A huge issue across all of the texts and with all performers is the sheer lack of adequate comedic timing. I shall exemplify plainly by referring to the text, 'TEFL (Teaching Emoji as a Foreign Language)' by Phoebe McIntosh. Halfway into this text, one of two teachers enters, and upon his entrance, he delivers a joke to the audience: "I would offer you a refund, but…it's a free lesson.” At this very moment, Ingrid Marsh, playing Jeanette, holds up her poo emoji flashcard –– another joke. In theatre, two different jokes delivered simultaneously make none. An audience needs time to laugh, and this comedic timing, or lack thereof, was extremely poor here.
A similar issue, the argument that ensues between Jeanette and Zel shortly after this moment is far too frantic and seems to come out of nowhere with no real stimulus. Zel claims that Jeanette's use of the poo emoji is racist, and then we have a further confrontation when Zel exclaims that their pronouns are 'they' and 'them'. In this moment, delivery is, again, poor, particularly in regard to naturalism and intonation, and timing is ill-managed. Although, the issue remains rather in the lack of coherent progression in the writing itself, I would add.
However, I must say that the cast deal with ensemble interactions rather well. Though I personally found EEKORP scenes rather irritating and ineffective, the speed and accuracy with which the cast 'bounced off' of one another were above adequate. I would just recommend better diction when it comes to the speedy commercial stock phrases at the end of these specific scenes.
Ironically, though, I think energy needs to be reined in quite a bit in places, and I think this is the main reason I disfavour EEKORP scenes. There is simply too much going on too early, and the texts need to be better paced out. We need time to digest what we have just seen. ‘Monkey’ scenes are good for this, but they are simply too irrelevant, as mentioned above, endearing and well-performed though they are. I would recommend, for instance, placing 'In an Emoticon Nation' by Sean Wai Keung further on into the collection and 'Happy or Sad?' by Alastair Gibbons closer to the beginning.

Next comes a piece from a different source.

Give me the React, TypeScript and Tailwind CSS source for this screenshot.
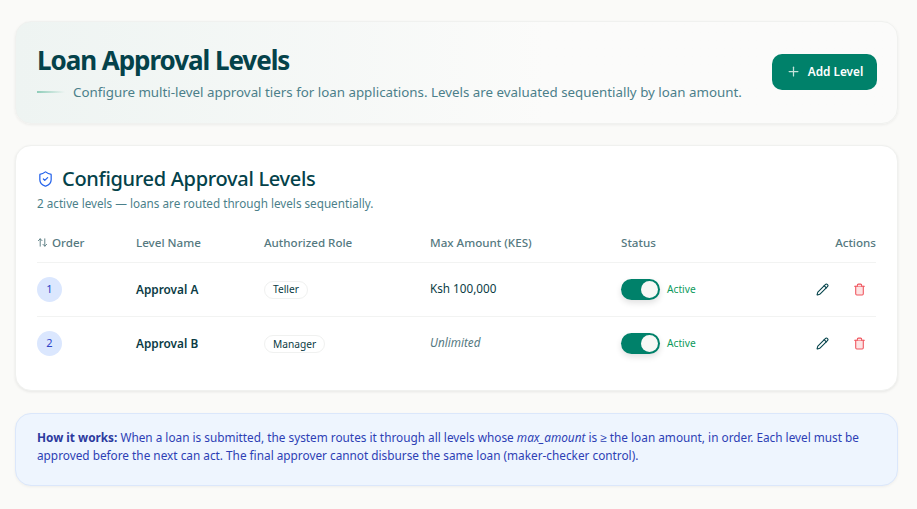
import { ArrowUpDown, Pencil, Plus, ShieldCheck, Trash2 } from 'lucide-react';

const levels = [
  { order: 1, name: 'Approval A', role: 'Teller', amount: 'Ksh 100,000' },
  { order: 2, name: 'Approval B', role: 'Manager', amount: null }
];

const App = () => {
  return (
    <div className="min-h-[509px] bg-[#fafaf8] pl-[15px] pr-[19px] pt-[21px] pb-6 font-['Noto_Sans',sans-serif] text-[#04424a]">
      {/* Header */}
      <div className="flex h-[103px] items-center justify-between rounded-2xl border border-[#f0f1ef] bg-gradient-to-r from-[#eef4f2] to-[#fbfbfa] to-60% pb-[2px] pl-[21px] pr-[20px] shadow-[0_1px_3px_rgba(0,0,0,0.06)]">
        <div>
          <h1 className="text-[26px] leading-[36px] font-bold tracking-[-1.05px] text-[#04424a]">Loan Approval Levels</h1>
          <div className="mt-[4px] flex items-center gap-2">
            <span className="h-[2px] w-7 bg-gradient-to-r from-[#8fcdb9] to-transparent" />
            <p className="text-[13.33px] leading-5 whitespace-nowrap text-[#4b7f8a]">
              Configure multi-level approval tiers for loan applications. Levels are evaluated sequentially by loan amount.
            </p>
          </div>
        </div>
        <button className="flex h-[36px] w-[105px] items-center justify-center gap-[7px] rounded-[10px] bg-[#00816a] text-[11.8px] font-semibold text-white">
          <Plus className="h-[15px] w-[15px] text-[#c4e3da]" />
          Add Level
        </button>
      </div>

      {/* Levels table */}
      <div className="mt-[21px] h-[246px] rounded-2xl border border-[#f0f1ef] bg-white px-[21px] pt-[19px] shadow-[0_1px_3px_rgba(0,0,0,0.08)]">
        <div className="flex items-center gap-[8px]">
          <ShieldCheck className="h-[18px] w-[17px] text-[#2563eb]" strokeWidth={1.75} />
          <h2 className="text-[20px] leading-[28px] font-medium tracking-[-0.3px] text-[#04424a]">Configured Approval Levels</h2>
        </div>
        <p className="mt-[2px] text-[11.7px] leading-4 text-[#4b7f8a]">2 active levels — loans are routed through levels sequentially.</p>

        <table className="mt-[13px] w-full table-fixed border-collapse text-left">
          <thead>
            <tr className="h-[38px] border-b border-[#f2f3f2] text-[11.6px] font-medium text-[#55797f]">
              <th className="w-[99px] font-medium">
                <span className="flex items-center gap-1">
                  <ArrowUpDown className="h-[11px] w-[11px]" />
                  Order
                </span>
              </th>
              <th className="w-[128px] font-medium">Level Name</th>
              <th className="w-[166px] font-medium">Authorized Role</th>
              <th className="w-[191px] font-medium">Max Amount (KES)</th>
              <th className="font-medium">Status</th>
              <th className="text-right font-medium">Actions</th>
            </tr>
          </thead>
          <tbody>
            {levels.map((level) => (
              <tr key={level.order} className="h-[54px] border-b border-[#f2f3f2] last:border-b-0">
                <td>
                  <span className="flex h-[25px] w-[25px] items-center justify-center rounded-full bg-[#dbe7fe] text-[11px] text-[#2d43c8]">
                    {level.order}
                  </span>
                </td>
                <td className="pt-[2px] text-[11.8px] font-semibold text-[#0b3b44]">{level.name}</td>
                <td className="pt-[2px]">
                  <span className="flex h-[18px] w-fit items-center rounded-full border border-[#f0f1f0] px-[8px] text-[10.2px] text-[#0b3b44]">
                    {level.role}
                  </span>
                </td>
                <td className="text-[11.7px] text-[#0b3b44]">
                  {level.amount ?? <em className="text-[#55797f]">Unlimited</em>}
                </td>
                <td>
                  <div className="flex items-center gap-[7px]">
                    <span className="flex h-[21px] w-[39px] items-center justify-end rounded-full bg-[#00816a] pr-[2px] shadow-[0_3px_6px_rgba(0,0,0,0.12)]">
                      <span className="h-[17px] w-[17px] rounded-full bg-[#f7f8f5]" />
                    </span>
                    <span className="pt-[1px] text-[10.2px] text-[#0c9a5c]">Active</span>
                  </div>
                </td>
                <td>
                  <div className="flex items-center justify-end gap-[24px] pr-[10px]">
                    <Pencil className="h-[13px] w-[13px] text-[#04424a]" />
                    <Trash2 className="h-[13px] w-[13px] fill-[#fde4e4] text-[#f0565f]" />
                  </div>
                </td>
              </tr>
            ))}
          </tbody>
        </table>
      </div>

      {/* Info note */}
      <div className="mt-[22px] h-[73px] rounded-2xl border border-[#dbe7fb] bg-[#eef5fe] px-[21px] pt-[15px] text-[11.8px] leading-[17.5px] text-[#2d3fb5] shadow-[0_1px_3px_rgba(0,0,0,0.05)]">
        <strong className="font-bold text-[#2c3a9e]">How it works:</strong> When a loan is submitted, the system routes it through all levels whose <em>max_amount</em> is ≥ the loan amount, in order. Each level must be approved before the next can act. The final approver cannot disburse the same loan (maker-checker control).
      </div>
    </div>
  );
};

export default App;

Moving on to audience interaction and participation. What is good about this performance is that audience interaction is constant. I see time and time again in performances actors interact with audience members right at the end or the beginning and never again, or –– the worst –– interrupting a performance to do so with such little effect or reasoning. This performance, however, manages to maintain its open and direct relationship with its audience, which is great for comedy and great for the venue that this performance took place in: a pub theatre, the Hen & Chickens Theatre. However, I am still not too convinced that these interactions were necessary or progressed the performance in any significant way. It felt as though audience interaction for the sake of audience interaction, and this is not so efficacious.

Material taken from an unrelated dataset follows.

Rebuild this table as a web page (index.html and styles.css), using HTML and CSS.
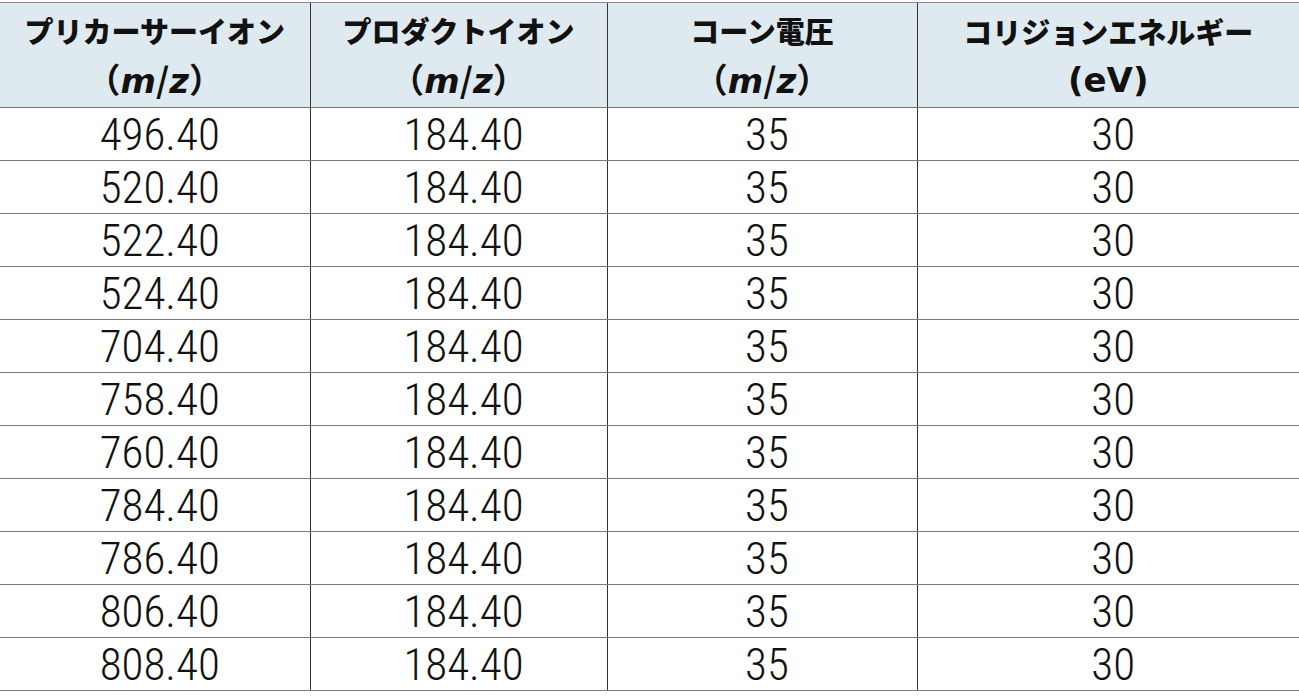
FILE: index.html
```html
<!DOCTYPE html>
<html lang="ja">
<head>
<meta charset="utf-8">
<link rel="stylesheet" href="styles.css">
</head>
<body>
<table class="tbl">
<colgroup><col class="c1"><col class="c2"><col class="c3"><col class="c4"></colgroup>
<thead>
<tr>
<th><span class="l1">プリカーサーイオン</span><span class="l2">（<i>m</i>/<i>z</i>）</span></th>
<th><span class="l1">プロダクトイオン</span><span class="l2">（<i>m</i>/<i>z</i>）</span></th>
<th><span class="l1">コーン電圧</span><span class="l2">（<i>m</i>/<i>z</i>）</span></th>
<th><span class="l1">コリジョンエネルギー</span><span class="l2 lat">(eV)</span></th>
</tr>
</thead>
<tbody>
<tr><td>496.40</td><td>184.40</td><td>35</td><td>30</td></tr>
<tr><td>520.40</td><td>184.40</td><td>35</td><td>30</td></tr>
<tr><td>522.40</td><td>184.40</td><td>35</td><td>30</td></tr>
<tr><td>524.40</td><td>184.40</td><td>35</td><td>30</td></tr>
<tr><td>704.40</td><td>184.40</td><td>35</td><td>30</td></tr>
<tr><td>758.40</td><td>184.40</td><td>35</td><td>30</td></tr>
<tr><td>760.40</td><td>184.40</td><td>35</td><td>30</td></tr>
<tr><td>784.40</td><td>184.40</td><td>35</td><td>30</td></tr>
<tr><td>786.40</td><td>184.40</td><td>35</td><td>30</td></tr>
<tr><td>806.40</td><td>184.40</td><td>35</td><td>30</td></tr>
<tr><td>808.40</td><td>184.40</td><td>35</td><td>30</td></tr>
</tbody>
</table>
</body>
</html>
```
FILE: styles.css
```css
html, body {
  margin: 0;
  padding: 0;
  background: #ffffff;
}
body {
  padding-top: 2px;
  font-family: "Noto Sans CJK JP", "Noto Sans", sans-serif;
  color: #1a1a1a;
}
.tbl {
  border-collapse: collapse;
  table-layout: fixed;
  width: 1299px;
}
.c1 { width: 310px; }
.c2 { width: 297px; }
.c3 { width: 310px; }
.c4 { width: 382px; }
.tbl th {
  background: #deeaf0;
  height: 101px;
  padding: 3px 0 0 0;
  font-weight: 900;
  font-size: 29px;
  color: #111;
  text-align: center;
  vertical-align: middle;
  border-top: 1px solid #8a8f92;
  border-bottom: 1px solid #6f7375;
  border-left: 1px solid #333;
  line-height: 1;
}
.tbl th:first-child, .tbl td:first-child { border-left: none; }
.l1, .l2 { display: block; }
.l1 { margin-bottom: 15px; }
.l2 { font-size: 34px; padding-top: 2px; font-weight: 700; }
.l2 i { font-style: italic; font-family: "DejaVu Sans", "Noto Sans", sans-serif; font-weight: 700; }
.l2.lat { font-family: "DejaVu Sans", "Noto Sans", sans-serif; font-weight: 700; }
.tbl td {
  height: 52px;
  padding: 0 0 0 10px;
  text-align: center;
  vertical-align: middle;
  font-family: "Roboto Condensed", "Liberation Sans Narrow", "DejaVu Sans Condensed", sans-serif;
  font-weight: 300;
  font-size: 45px;
  line-height: 1;
  color: #111;
  border-bottom: 1px solid #7a7a7a;
  border-left: 1px solid #333;
}
```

There is an odd fixation on gender politics throughout this performance, and this culminates in 'Lobster Emoji' by James Ireland. The collection remains unnecessarily politicised in places by this fixation, and 'Lobster Emoji' seems to come out of nowhere with its overly blunt and direct narrative. There is no issue with politicising content, of course, but the manner in which the politics here are presented is peculiar. 'Lobster Emoji' highlights a very important issue of representation, marginalisation and prioritisation of identities and their expression, and, in theory, is a very poignant text. It is, to some degree, also handled with a sense of comedy, with the lobster costume, symbolic of an assumption of the lobster as a symbol of the trans identity. However, the writing is simply too literal. It seems more like an unencumbered, blatant rant, where all other texts have been incredibly fictionalised and unrealistic –– from actors pretending to be monkeys to the emojis brought to life in 'Emoji Gameshow' by Jalice Corral, which, I should note here, is a very poor and lacklustre text that I would certainly recommend be removed from the collection with urgency. So, this ends up being a very feeble speech, important though it may be, devoid of creativity and artistic intellect.
Overall, I think writing was simply rather weak, salvaged by the energised cast. However, whilst performers certainly possessed great vitality, the manner in which this was channelled was rather unrefined, and their comedic timing and naturalism need a lot of work. The dramatic texts in this collection fall short of the theme that supposedly unites them, and audience interaction, though consistent and well-organised, is simply needless and distracting from the material at hand. Enjoyable to watch though this performance is, my personal and critical responses are very different, hence my rating below.